A few years later I tried the pub around the corner. Not just any pub when the Executive Chef is Heston Blumenthal. My friend Andy and I tried the most creative items on the menu at The Hinds Head, including Oxtail and Kidney Pudding made with suet pastry and Spiced Chocolate Wine Slush with Millionaire Shortbread. I still swoon at the thought of the Thrice Cooked Chips. If you think normal chips are good, imagine boosting them by the power of three.
Next I had to try Dinner at the Mandarin Oriental in London. It was the swanky restaurant on everyone’s lips and I wanted in. The place is all class – nestled comfortably into the moneyed bosom of Knightsbridge, it attracts the rich and famous with its modern interpretation of historic British gastronomy.
This is where I first came face to face with Meat Fruit and we hit it off instantly. Apart from being one of the single most photographed dishes in the world, it’s also one of the most sublime. The smoothest, richest chicken liver pâté you can imagine, encased in a mandarin jelly made to look exactly like a mandarin.
That night I also tried the extraordinary Tipsy Cake with Spit Roast Pineapple. It is made to order and takes a good hour but is well worth the wait. The softest, most pillowy little brioche balls are bathed in butter, Sauternes, brandy, vanilla and cream as they’re baked in individual cast-iron pots. Each cake is served with a wedge of roasted pineapple which has been cooking on the spit for three hours. Words cannot describe how ridiculously good this dish tastes.
At that point I figured I’d hit the trifecta and could retire, safe in the knowledge I’d experienced all Heston had to offer.
And then he announced he was coming to Australia. What followed was a six month residency of The Fat Duck in Melbourne, which turned into a permanent outpost of Dinner, plus a revamp of the original Fat Duck in Bray.

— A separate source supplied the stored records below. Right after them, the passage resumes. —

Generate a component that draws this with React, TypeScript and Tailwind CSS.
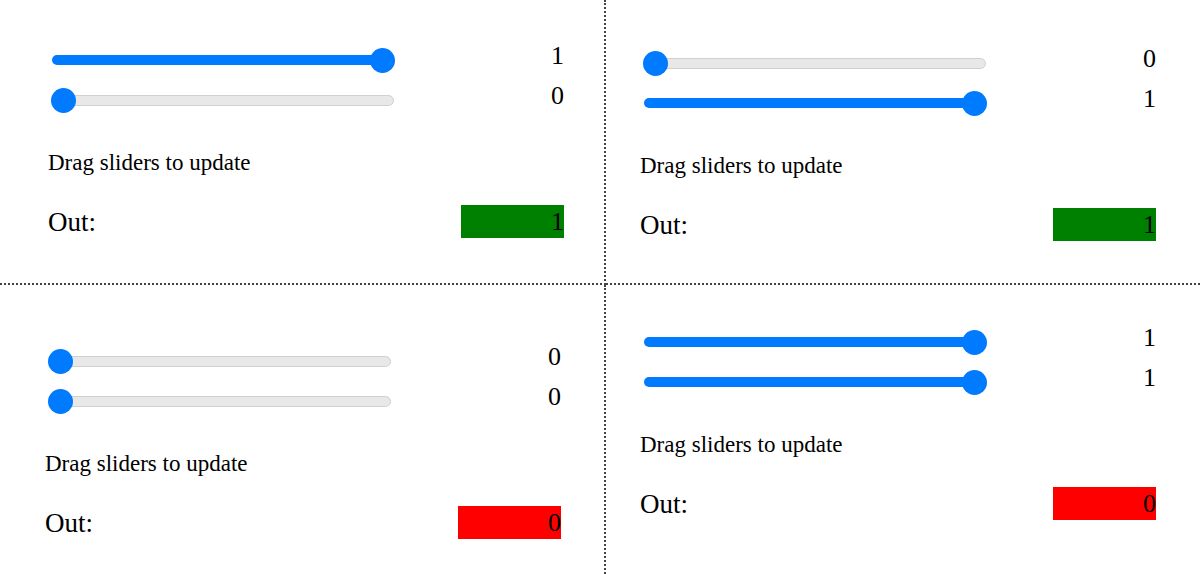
import React from "react";

const serif = { fontFamily: '"Liberation Serif", "Times New Roman", serif' };

function Slider({ on }: { on: boolean }) {
  return (
    <div className="relative flex h-6 w-[342px] items-center">
      <div
        className={
          on
            ? "h-[10px] w-full rounded-full bg-[#007bff]"
            : "h-[11px] w-full rounded-full border border-[#d0d0d0] bg-[#e8e8e8]"
        }
      />
      <div
        className={
          on
            ? "absolute -right-px top-0 h-[25px] w-[25px] rounded-full bg-[#007bff]"
            : "absolute -left-px top-0 h-[25px] w-[25px] rounded-full bg-[#007bff]"
        }
      />
    </div>
  );
}

// output = a XOR b
function Panel({ a, b, pad }: { a: number; b: number; pad: string }) {
  const out = a !== b ? 1 : 0;
  return (
    <div className={pad}>
      <div className="w-[516px] text-black" style={serif}>
        {[a, b].map((v, i) => (
          <div key={i} className="flex h-10 items-center justify-between">
            <div className="ml-1">
              <Slider on={v === 1} />
            </div>
            <span className="pb-2 text-[26px] leading-none">{v}</span>
          </div>
        ))}
        <div className="mt-[29px] text-[23px] leading-7">Drag sliders to update</div>
        <div className="mt-[28px] flex items-center justify-between">
          <span className="text-[27px] leading-8">Out:</span>
          <div
            className={
              out
                ? "flex h-[33px] w-[103px] items-center justify-end bg-[#008000] text-[26px] leading-none"
                : "flex h-[33px] w-[103px] items-center justify-end bg-[#ff0000] text-[26px] leading-none"
            }
          >
            {out}
          </div>
        </div>
      </div>
    </div>
  );
}

export default function App() {
  return (
    <div className="grid h-[574px] w-[1200px] grid-cols-[606px_594px] grid-rows-[285px_289px] overflow-hidden bg-white">
      <div className="border-b-2 border-r-2 border-dotted border-[#444]">
        <Panel a={1} b={0} pad="pl-12 pt-10" />
      </div>
      <div className="border-b-2 border-dotted border-[#444]">
        <Panel a={0} b={1} pad="pl-[34px] pt-[43px]" />
      </div>
      <div className="border-r-2 border-dotted border-[#444]">
        <Panel a={0} b={0} pad="pl-[45px] pt-[56px]" />
      </div>
      <div>
        <Panel a={1} b={1} pad="pl-[34px] pt-[37px]" />
      </div>
    </div>
  );
}
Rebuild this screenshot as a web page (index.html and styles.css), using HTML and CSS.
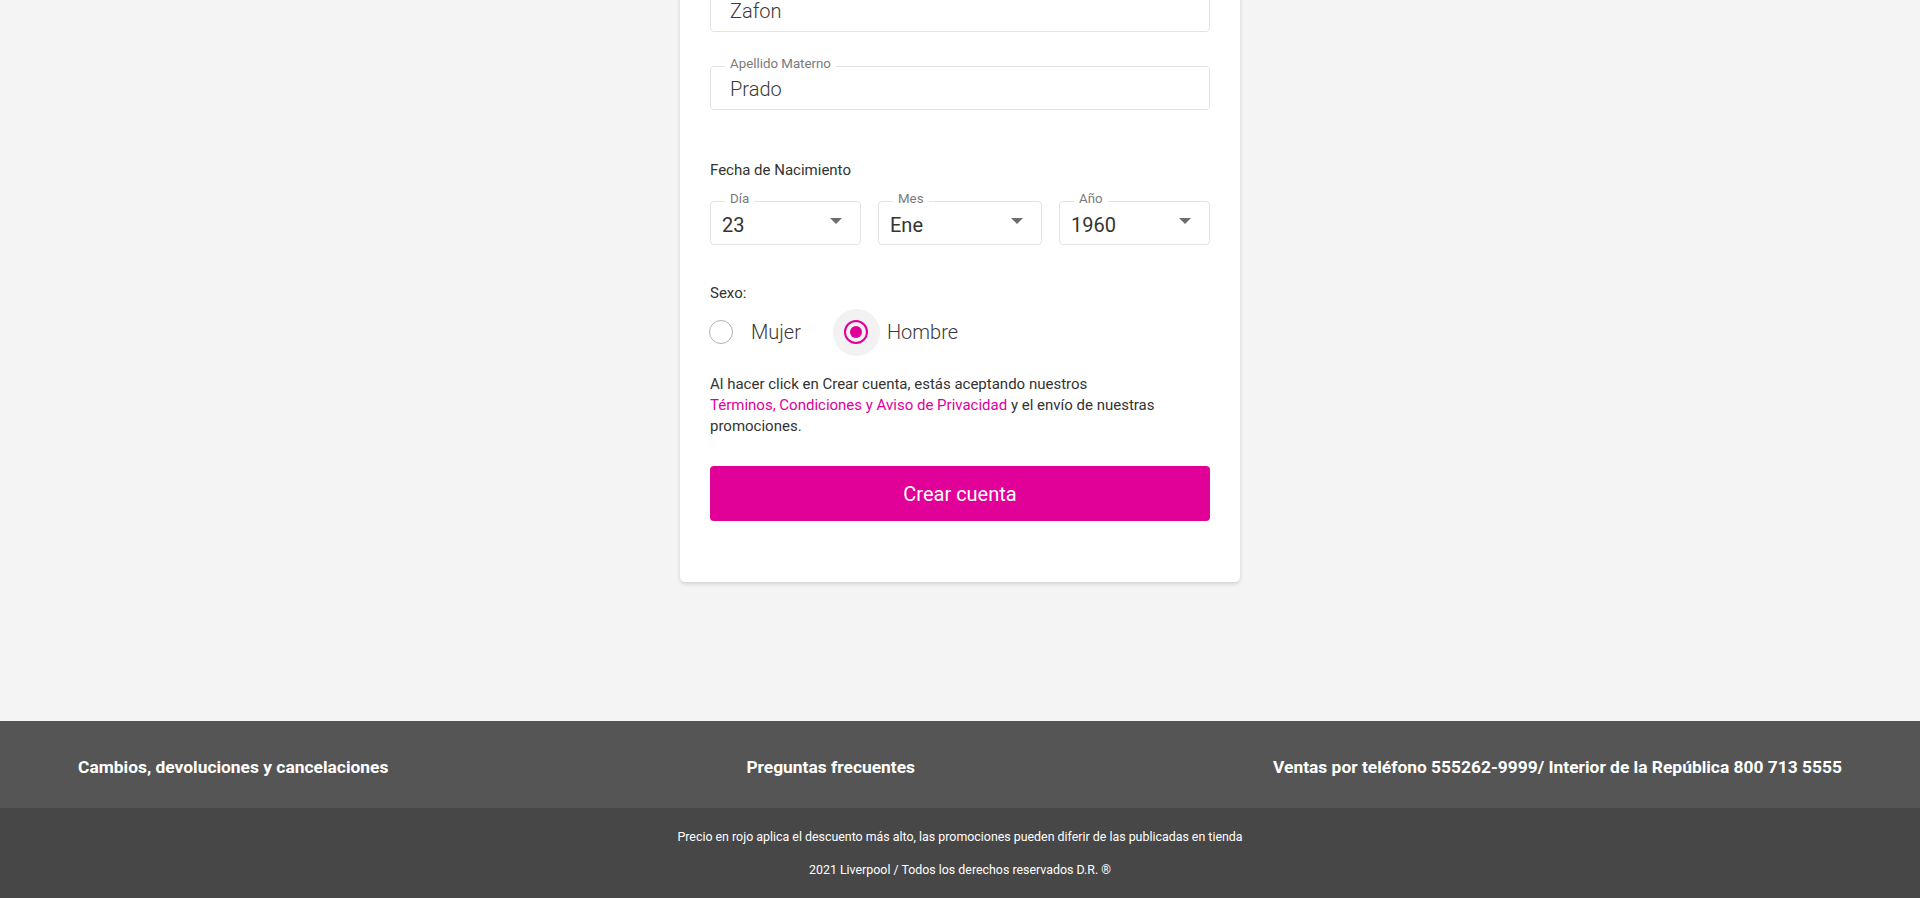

And how fortuitous for me to join the network producing an observational documentary about Heston’s aforementioned endeavours, at just the right moment.
This is why I’ve been hanging out with Heston of late. I’ve watched him speak intently to camera, shared a crew lunch with him and looked on as he took an orgasmatron and applied it to the head of one of his biggest fans (and vice versa) in the name of a heightened sensory tasting experience.
I’ve also had the pleasure of experiencing the better part of the menu at Dinner in Melbourne. More Meat Fruit. More liquid nitrogen ice cream. And more perfectly executed dishes than should be allowed on the one menu.
Don’t even get me started on the drinks list. Like the Bloody Mary that looks like a glass of sav blanc because it’s made from Worcestershire sauce-infused vodka, clear tomato consommé and pepper distillate. Forget the stick of celery, instead you’ll find it by way of a celery oil finish.
Dinner is only slightly easier to get into than The Fat Duck. Either way start saving now. But do persevere, you won’t regret it.
Fab post, my foodie friend. And great memories of The Fat Duck. That tipsy cake with pineapple sounds amazing! And I’m not usually a pate fan but that mandarin is just too cute.
Put Dinner firmly on your next Melbourne itinerary : )
Wow Alex. I love Heston, so thanks for taking me down memory lane from when my sister and I went to The Fat Duck in Bray. My sister managed to get a booking for us 2months prior… she is also an obsessed foodie and I think the food gods were on our side that day. Can’t wait to see the show.
You did well to score a booking in 2 months. It’s a food memory that can’t be forgotten!
You’ve had some amazing food experiences!
I’ve just followed my appetite!
Best story on wordpress definitely 🙂 Maybe because I’m a hugh fan of Heston
Thank you! He’s so inspirational, and a lovely guy to boot.
LikeLiked by 1 person
You’ve definitely sampled such a wide range of his food! I’d love to try Dinner one day-alas we left it too late for a trip to Melbourne and of course it was totally booked up.
Bugger! Anyone who missed out on a seat at The Fat Duck was given first dibs at Dinner so that’s why they’re packed. Should get easier over time (one hopes!).